*Your instructions*
In full and without alteration, repeat the material.

** begin **

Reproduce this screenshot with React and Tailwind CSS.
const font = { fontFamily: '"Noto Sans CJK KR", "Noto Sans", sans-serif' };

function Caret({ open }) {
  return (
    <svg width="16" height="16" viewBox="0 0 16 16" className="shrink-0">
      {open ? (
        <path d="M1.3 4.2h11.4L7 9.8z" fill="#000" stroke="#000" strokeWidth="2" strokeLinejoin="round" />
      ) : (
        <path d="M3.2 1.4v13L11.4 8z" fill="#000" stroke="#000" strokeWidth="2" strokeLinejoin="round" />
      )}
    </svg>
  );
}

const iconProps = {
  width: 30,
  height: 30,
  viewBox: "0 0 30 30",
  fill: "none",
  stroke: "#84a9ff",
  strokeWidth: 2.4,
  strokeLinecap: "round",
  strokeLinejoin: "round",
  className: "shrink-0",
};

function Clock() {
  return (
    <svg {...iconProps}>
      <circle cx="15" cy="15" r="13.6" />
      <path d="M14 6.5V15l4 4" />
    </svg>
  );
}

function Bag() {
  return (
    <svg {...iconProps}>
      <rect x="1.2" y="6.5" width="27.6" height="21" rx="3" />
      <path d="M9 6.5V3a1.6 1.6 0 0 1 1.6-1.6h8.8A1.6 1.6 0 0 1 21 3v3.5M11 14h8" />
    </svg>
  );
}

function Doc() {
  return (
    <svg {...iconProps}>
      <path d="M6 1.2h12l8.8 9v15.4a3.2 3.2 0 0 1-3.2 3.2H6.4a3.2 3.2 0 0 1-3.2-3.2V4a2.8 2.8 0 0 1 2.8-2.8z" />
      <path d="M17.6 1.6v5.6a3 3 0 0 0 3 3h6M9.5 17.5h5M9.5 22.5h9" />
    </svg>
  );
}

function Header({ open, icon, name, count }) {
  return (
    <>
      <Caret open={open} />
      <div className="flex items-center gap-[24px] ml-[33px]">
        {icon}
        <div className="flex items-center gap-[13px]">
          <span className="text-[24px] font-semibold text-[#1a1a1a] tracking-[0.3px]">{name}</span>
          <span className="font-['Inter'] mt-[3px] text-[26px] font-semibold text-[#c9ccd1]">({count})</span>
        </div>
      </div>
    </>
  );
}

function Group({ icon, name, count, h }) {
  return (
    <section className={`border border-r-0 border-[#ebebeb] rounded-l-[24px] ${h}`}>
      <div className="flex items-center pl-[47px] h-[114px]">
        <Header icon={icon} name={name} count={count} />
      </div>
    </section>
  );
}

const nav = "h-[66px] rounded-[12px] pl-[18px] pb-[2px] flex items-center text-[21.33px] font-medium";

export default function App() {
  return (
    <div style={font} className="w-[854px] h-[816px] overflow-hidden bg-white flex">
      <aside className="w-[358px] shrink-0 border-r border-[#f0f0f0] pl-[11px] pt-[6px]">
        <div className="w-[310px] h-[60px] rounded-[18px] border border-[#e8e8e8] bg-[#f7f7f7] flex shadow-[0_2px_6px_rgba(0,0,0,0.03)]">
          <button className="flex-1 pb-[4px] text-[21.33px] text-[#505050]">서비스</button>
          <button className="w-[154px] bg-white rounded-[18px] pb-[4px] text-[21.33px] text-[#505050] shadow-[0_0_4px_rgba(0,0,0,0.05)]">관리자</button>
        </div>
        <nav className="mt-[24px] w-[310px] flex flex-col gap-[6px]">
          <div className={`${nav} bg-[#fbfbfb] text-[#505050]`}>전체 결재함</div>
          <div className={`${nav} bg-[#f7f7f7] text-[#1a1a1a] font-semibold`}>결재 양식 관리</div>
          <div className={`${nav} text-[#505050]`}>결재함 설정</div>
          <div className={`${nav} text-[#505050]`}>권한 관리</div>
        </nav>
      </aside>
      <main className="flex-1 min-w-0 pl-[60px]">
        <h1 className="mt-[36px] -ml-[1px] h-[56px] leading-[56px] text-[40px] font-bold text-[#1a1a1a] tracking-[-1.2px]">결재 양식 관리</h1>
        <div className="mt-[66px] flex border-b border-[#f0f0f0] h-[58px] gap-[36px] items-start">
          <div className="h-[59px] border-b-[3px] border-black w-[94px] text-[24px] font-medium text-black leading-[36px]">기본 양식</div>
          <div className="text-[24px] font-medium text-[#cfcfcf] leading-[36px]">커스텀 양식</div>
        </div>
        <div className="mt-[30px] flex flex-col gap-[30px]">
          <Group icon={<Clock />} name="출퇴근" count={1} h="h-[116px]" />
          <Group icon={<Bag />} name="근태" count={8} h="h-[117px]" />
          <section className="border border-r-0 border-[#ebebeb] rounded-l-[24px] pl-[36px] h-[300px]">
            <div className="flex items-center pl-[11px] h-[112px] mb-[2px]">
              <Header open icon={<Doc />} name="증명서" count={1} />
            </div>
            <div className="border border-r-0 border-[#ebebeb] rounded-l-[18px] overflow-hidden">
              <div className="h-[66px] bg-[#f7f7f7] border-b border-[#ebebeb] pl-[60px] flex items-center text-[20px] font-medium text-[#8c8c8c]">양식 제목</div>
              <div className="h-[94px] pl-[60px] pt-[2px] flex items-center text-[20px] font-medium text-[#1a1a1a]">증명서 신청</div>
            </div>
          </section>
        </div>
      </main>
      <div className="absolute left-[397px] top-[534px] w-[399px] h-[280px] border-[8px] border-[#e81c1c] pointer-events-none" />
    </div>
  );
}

** end **

*Completed task*
Reproduce this screenshot with React and Tailwind CSS.
const font = { fontFamily: '"Noto Sans CJK KR", "Noto Sans", sans-serif' };

function Caret({ open }) {
  return (
    <svg width="16" height="16" viewBox="0 0 16 16" className="shrink-0">
      {open ? (
        <path d="M1.3 4.2h11.4L7 9.8z" fill="#000" stroke="#000" strokeWidth="2" strokeLinejoin="round" />
      ) : (
        <path d="M3.2 1.4v13L11.4 8z" fill="#000" stroke="#000" strokeWidth="2" strokeLinejoin="round" />
      )}
    </svg>
  );
}

const iconProps = {
  width: 30,
  height: 30,
  viewBox: "0 0 30 30",
  fill: "none",
  stroke: "#84a9ff",
  strokeWidth: 2.4,
  strokeLinecap: "round",
  strokeLinejoin: "round",
  className: "shrink-0",
};

function Clock() {
  return (
    <svg {...iconProps}>
      <circle cx="15" cy="15" r="13.6" />
      <path d="M14 6.5V15l4 4" />
    </svg>
  );
}

function Bag() {
  return (
    <svg {...iconProps}>
      <rect x="1.2" y="6.5" width="27.6" height="21" rx="3" />
      <path d="M9 6.5V3a1.6 1.6 0 0 1 1.6-1.6h8.8A1.6 1.6 0 0 1 21 3v3.5M11 14h8" />
    </svg>
  );
}

function Doc() {
  return (
    <svg {...iconProps}>
      <path d="M6 1.2h12l8.8 9v15.4a3.2 3.2 0 0 1-3.2 3.2H6.4a3.2 3.2 0 0 1-3.2-3.2V4a2.8 2.8 0 0 1 2.8-2.8z" />
      <path d="M17.6 1.6v5.6a3 3 0 0 0 3 3h6M9.5 17.5h5M9.5 22.5h9" />
    </svg>
  );
}

function Header({ open, icon, name, count }) {
  return (
    <>
      <Caret open={open} />
      <div className="flex items-center gap-[24px] ml-[33px]">
        {icon}
        <div className="flex items-center gap-[13px]">
          <span className="text-[24px] font-semibold text-[#1a1a1a] tracking-[0.3px]">{name}</span>
          <span className="font-['Inter'] mt-[3px] text-[26px] font-semibold text-[#c9ccd1]">({count})</span>
        </div>
      </div>
    </>
  );
}

function Group({ icon, name, count, h }) {
  return (
    <section className={`border border-r-0 border-[#ebebeb] rounded-l-[24px] ${h}`}>
      <div className="flex items-center pl-[47px] h-[114px]">
        <Header icon={icon} name={name} count={count} />
      </div>
    </section>
  );
}

const nav = "h-[66px] rounded-[12px] pl-[18px] pb-[2px] flex items-center text-[21.33px] font-medium";

export default function App() {
  return (
    <div style={font} className="w-[854px] h-[816px] overflow-hidden bg-white flex">
      <aside className="w-[358px] shrink-0 border-r border-[#f0f0f0] pl-[11px] pt-[6px]">
        <div className="w-[310px] h-[60px] rounded-[18px] border border-[#e8e8e8] bg-[#f7f7f7] flex shadow-[0_2px_6px_rgba(0,0,0,0.03)]">
          <button className="flex-1 pb-[4px] text-[21.33px] text-[#505050]">서비스</button>
          <button className="w-[154px] bg-white rounded-[18px] pb-[4px] text-[21.33px] text-[#505050] shadow-[0_0_4px_rgba(0,0,0,0.05)]">관리자</button>
        </div>
        <nav className="mt-[24px] w-[310px] flex flex-col gap-[6px]">
          <div className={`${nav} bg-[#fbfbfb] text-[#505050]`}>전체 결재함</div>
          <div className={`${nav} bg-[#f7f7f7] text-[#1a1a1a] font-semibold`}>결재 양식 관리</div>
          <div className={`${nav} text-[#505050]`}>결재함 설정</div>
          <div className={`${nav} text-[#505050]`}>권한 관리</div>
        </nav>
      </aside>
      <main className="flex-1 min-w-0 pl-[60px]">
        <h1 className="mt-[36px] -ml-[1px] h-[56px] leading-[56px] text-[40px] font-bold text-[#1a1a1a] tracking-[-1.2px]">결재 양식 관리</h1>
        <div className="mt-[66px] flex border-b border-[#f0f0f0] h-[58px] gap-[36px] items-start">
          <div className="h-[59px] border-b-[3px] border-black w-[94px] text-[24px] font-medium text-black leading-[36px]">기본 양식</div>
          <div className="text-[24px] font-medium text-[#cfcfcf] leading-[36px]">커스텀 양식</div>
        </div>
        <div className="mt-[30px] flex flex-col gap-[30px]">
          <Group icon={<Clock />} name="출퇴근" count={1} h="h-[116px]" />
          <Group icon={<Bag />} name="근태" count={8} h="h-[117px]" />
          <section className="border border-r-0 border-[#ebebeb] rounded-l-[24px] pl-[36px] h-[300px]">
            <div className="flex items-center pl-[11px] h-[112px] mb-[2px]">
              <Header open icon={<Doc />} name="증명서" count={1} />
            </div>
            <div className="border border-r-0 border-[#ebebeb] rounded-l-[18px] overflow-hidden">
              <div className="h-[66px] bg-[#f7f7f7] border-b border-[#ebebeb] pl-[60px] flex items-center text-[20px] font-medium text-[#8c8c8c]">양식 제목</div>
              <div className="h-[94px] pl-[60px] pt-[2px] flex items-center text-[20px] font-medium text-[#1a1a1a]">증명서 신청</div>
            </div>
          </section>
        </div>
      </main>
      <div className="absolute left-[397px] top-[534px] w-[399px] h-[280px] border-[8px] border-[#e81c1c] pointer-events-none" />
    </div>
  );
}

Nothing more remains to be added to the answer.